Many players focus their attention on the details of Everquest. They focus on experience gain, equipment rewards, damage-per-second statistics, and class balance. Every day angry players write about tiny details that make little difference in this vast game. They don't sound like players having fun, they sound like politicians. Perhaps they forget exactly why they play.
Three years ago in my article, 'Why I Play Everquest', I wrote out the rules I tried to keep in mind as I played Everquest. I have since revised these rules down to the following:
Rule 1: Have Fun Every Day You Play
If you find yourself doing something you don't enjoy, leave. If you find yourself on boring hunts solely hunting for experience gain, try something else. If you hate raiding but raid every day because you think it's the only way to get ahead, stop.
Ask yourself what is truely important. What will you walk away with when you leave this game? Will you look back fondly at your time hunting in Norrath or will you only remember how boring it was to experience grind?
Do what you enjoy most.
Rule 2: People are Everquest's Strength
The other players can be your sharpest weapon, your most powerful armor, and your greatest treasure. The friends you meet on your adventures will give you a far greater benefit than any in-game reward. The people you meet and the adventures you share are the true rewards of Everquest. Your friends list is your greatest possession.
Rule 3: The Grass Is Not Greener
Everyone looks up to another player or another group and imagines how wonderful it would be to be them. When you actually talk to them, you find out that they feel the same way about someone else. Sometimes they are happy with their station in life but other times they grow bored or restless. They find another item, another level, or another goal they want as badly as you want what they have. Often they are having no more fun than you can.
Be happy where you are. There is nothing wrong with wishing to progress but don't imagine that Norrath becomes a better place at 70 than it is at 40.
Rule 4: Don't Rush to Progress, Enjoy Yourself
Norrath is a huge world filled with interesting sights to see and powerful beasts to slay. Don't spend it all grinding in Paludal Caverns because you want to get to the end-game (remember, there IS no end-game in an evolving world).
Hunt to have fun. Don't hunt for experience or equipment, hunt because you enjoy it.
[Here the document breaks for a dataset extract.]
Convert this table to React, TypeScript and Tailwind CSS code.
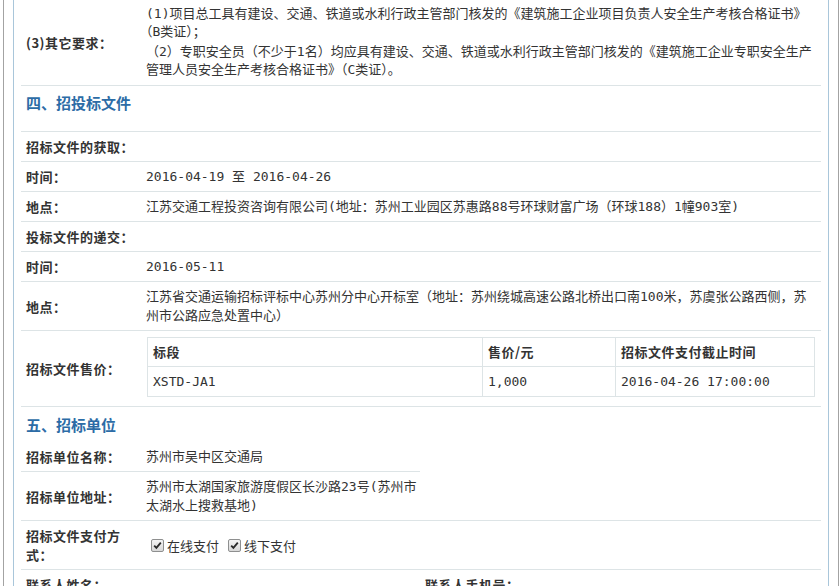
import React from "react";

const FONT = "font-['Noto_Sans_CJK_SC','Liberation_Sans',sans-serif]";
const VAL = "font-['DejaVu_Sans_Mono','Noto_Sans_CJK_SC',monospace]";

function Check() {
  return (
    <span className="inline-flex h-[13px] w-[13px] items-center justify-center border border-[#8e8f8f] bg-gradient-to-b from-[#f4f4f4] to-[#d8d8d8] rounded-[2px]">
      <svg width="9" height="9" viewBox="0 0 9 9">
        <path d="M1.2 4.6 L3.4 6.9 L7.8 1.6" stroke="#2a2a2a" strokeWidth="1.8" fill="none" />
      </svg>
    </span>
  );
}

function Row({
  label,
  children,
  className = "",
  border = true,
  tight = false,
}: {
  label: React.ReactNode;
  children?: React.ReactNode;
  className?: string;
  border?: boolean;
  tight?: boolean;
}) {
  return (
    <div className={`grid grid-cols-[120px_1fr] ${border ? "border-b border-[#dde4e6]" : ""} ${className}`}>
      <div className="flex items-center px-[5px] pt-[5px] pb-[5px] text-[13px] leading-[19px] font-bold tracking-[0.5px] text-[#333]">
        {label}
      </div>
      <div className={`${VAL} flex items-center pl-[5px] ${tight ? "pr-0" : "pr-[5px]"} pt-[5px] pb-[5px] text-[13px] leading-[19px] text-[#333]`}>
        <div>{children}</div>
      </div>
    </div>
  );
}

export default function App() {
  return (
    <div className={`${FONT} bg-white h-[586px] overflow-hidden`}>
      <div className="ml-[3px] h-[586px] border-x border-[#a3a3a3] px-[9px]">
        <div className="h-full border-x border-[#a9c6da] px-[7px]">
          {/* (3) 其它要求 */}
          <div className="grid grid-cols-[120px_1fr] border-b border-[#dde4e6]">
            <div className="flex items-center px-[5px] text-[13px] font-bold tracking-[0.5px] text-[#333]">(3)其它要求：</div>
            <div className={`${VAL} px-[5px] pt-[5px] pb-[6px] text-[13px] leading-[18px] text-[#333]`}>
              <p>
                (1)项目总工具有建设、交通、铁道或水利行政主管部门核发的《建筑施工企业项目负责人安全生产考核合格证书》
                <span className="whitespace-nowrap">（B类证）；</span>
              </p>
              <p className="mt-[2px]">（2）专职安全员（不少于1名）均应具有建设、交通、铁道或水利行政主管部门核发的《建筑施工企业专职安全生产管理人员安全生产考核合格证书》（C类证）。</p>
            </div>
          </div>

          {/* Section 4 */}
          <div className="border-b border-[#dde4e6] px-[5px] pt-[5px] pb-[16px] text-[15px] leading-[24px] font-bold text-[#2c6ca6]">
            四、招投标文件
          </div>
          <Row label="招标文件的获取：" />
          <Row label="时间：">2016-04-19 至 2016-04-26</Row>
          <Row label="地点：">江苏交通工程投资咨询有限公司(地址：苏州工业园区苏惠路88号环球财富广场（环球188）1幢903室)</Row>
          <Row label="投标文件的递交：" />
          <Row label="时间：">2016-05-11</Row>
          <Row label="地点：">江苏省交通运输招标评标中心苏州分中心开标室（地址：苏州绕城高速公路北桥出口南100米，苏虞张公路西侧，苏州市公路应急处置中心）</Row>

          {/* Price */}
          <div className="grid grid-cols-[120px_1fr] border-b border-[#dde4e6]">
            <div className="flex items-center px-[5px] text-[13px] font-bold tracking-[0.5px] text-[#333]">招标文件售价：</div>
            <div className="pl-[6px] pr-[5px] pt-[6px] pb-[9px]">
              <div className={`${VAL} w-[668px] border border-[#dde4e6] text-[13px] text-[#333]`}>
                <div className={`${FONT} grid grid-cols-[334px_133px_1fr] border-b border-[#dde4e6] h-[29px] items-stretch font-bold tracking-[0.5px]`}>
                  <div className="flex items-center pl-[5px]">标段</div>
                  <div className="flex items-center border-l border-[#dde4e6] pl-[5px]">售价/元</div>
                  <div className="flex items-center border-l border-[#dde4e6] pl-[5px]">招标文件支付截止时间</div>
                </div>
                <div className="grid grid-cols-[334px_133px_1fr] h-[29px] items-stretch">
                  <div className="flex items-center pl-[5px]">XSTD-JA1</div>
                  <div className="flex items-center border-l border-[#dde4e6] pl-[5px]">1,000</div>
                  <div className="flex items-center border-l border-[#dde4e6] pl-[5px]">2016-04-26 17:00:00</div>
                </div>
              </div>
            </div>
          </div>

          {/* Section 5 */}
          <div className="px-[5px] pt-[6px] pb-[5px] text-[15px] leading-[24px] font-bold text-[#2c6ca6]">
            五、招标单位
          </div>
          <div className="flex border-b border-[#dde4e6]">
            <div className="w-[399px]">
              <Row label="招标单位名称：">苏州市吴中区交通局</Row>
              <Row label="招标单位地址：" border={false} tight>苏州市太湖国家旅游度假区长沙路23号(苏州市太湖水上搜救基地)</Row>
            </div>
            <div className="flex-1" />
          </div>
          <Row label="招标文件支付方式：">
            <div className={`${FONT} flex items-center pl-[5px]`}>
              <Check />
              <span className="ml-[3px]">在线支付</span>
              <span className="ml-[9px] inline-flex"><Check /></span>
              <span className="ml-[3px]">线下支付</span>
            </div>
          </Row>
          <div className="grid grid-cols-[399px_1fr]">
            <div className="px-[5px] pt-[5px] text-[13px] leading-[19px] font-bold tracking-[0.5px] text-[#333]">联系人姓名：</div>
            <div className="px-[5px] pt-[5px] text-[13px] leading-[19px] font-bold tracking-[0.5px] text-[#333]">联系人手机号：</div>
          </div>
        </div>
      </div>
    </div>
  );
}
Explore the depths of Kaesora. Listen to the waves lap against the beaches of North Ro. Smell the clean air of the Greater Faydark. Dance with the Othmars!
This game is not a race. There is no golden chalice at the end of the game. You cannot save Princess Toadstool. There is no powerful weapon worth stealing the experience of seeing the rest of Norrath. You don't have to be earning experience or winning loot to play Everquest. You can play Everquest while sitting on a hill watching the sun set.
I do not follow these rules to the letter. All of us look at people more powerful than ourselves and wonder what it would be like. We see the shine of epic weapons (whether 1.0, 1.5, or 2.0) and fill with envy. However it is always important to keep our true goals in mind.
Now a little bit about in-game progression.
Over the past three years two important truths became clear to me:
- Gear, Level, and AA Progression Is Important
- Gear, Level, and AA Progression Is Pointless
There used to be a theory that the center of the galaxy that all planets and solar systems orbit around was actually an empty black hole. Likewise, the core of our desire to hunt and play Everquest - the tangable rewards of levels and equipment - are really empty goals.
People seek progression. People seek the easiest path to the best tangable reward. We saw it when people went from level 65 to 70 in two days by hunting in the Plane of Fire. We saw it when people did Gimblax and Creator missions more than any other mission in Dragons of Norrath. People seek the easiest tangable reward for their effort. They want fast experience and good equipment.
Progression is critical to Everquest. Without tangable progression, people will quit. Watching our characters grow in strengh and power keeps us coming back. We enjoy watching our characters improve. We like seeing numbers go up as we equip new items. We like destroying foes as easily as they once used to destroy us.
Ironically, some players want to reach some end state. They call it the 'end game'. They want gear they never want to replace. They want to hit the highest level and never level again. If they actually receive what they want, they would lose the drive to play. Who wants to hunt if you gain nothing for the effort? This is why we see increased level caps, more alternate skills, new higher level zones, and better equipment upgrades.
But progression is also pointless. Your non-EQ friends don't care if you're level 40 or level 70. Your Blazing Sword of Rallos Zek will not cut you a greater path through the lines at the grocery store. Five hundred AA points won't make gas prices drop below $2.50 a gallon.
Your gear and your level is not real. Your level and equipment will disappear if you ever decide to stop playing Everquest. Your character is just tiny bits of data inside some database on the west coast. Your level and gear are not real.
The friends you meet and the adventures you share are the true reward you earn. These friends are the reason I play Everquest.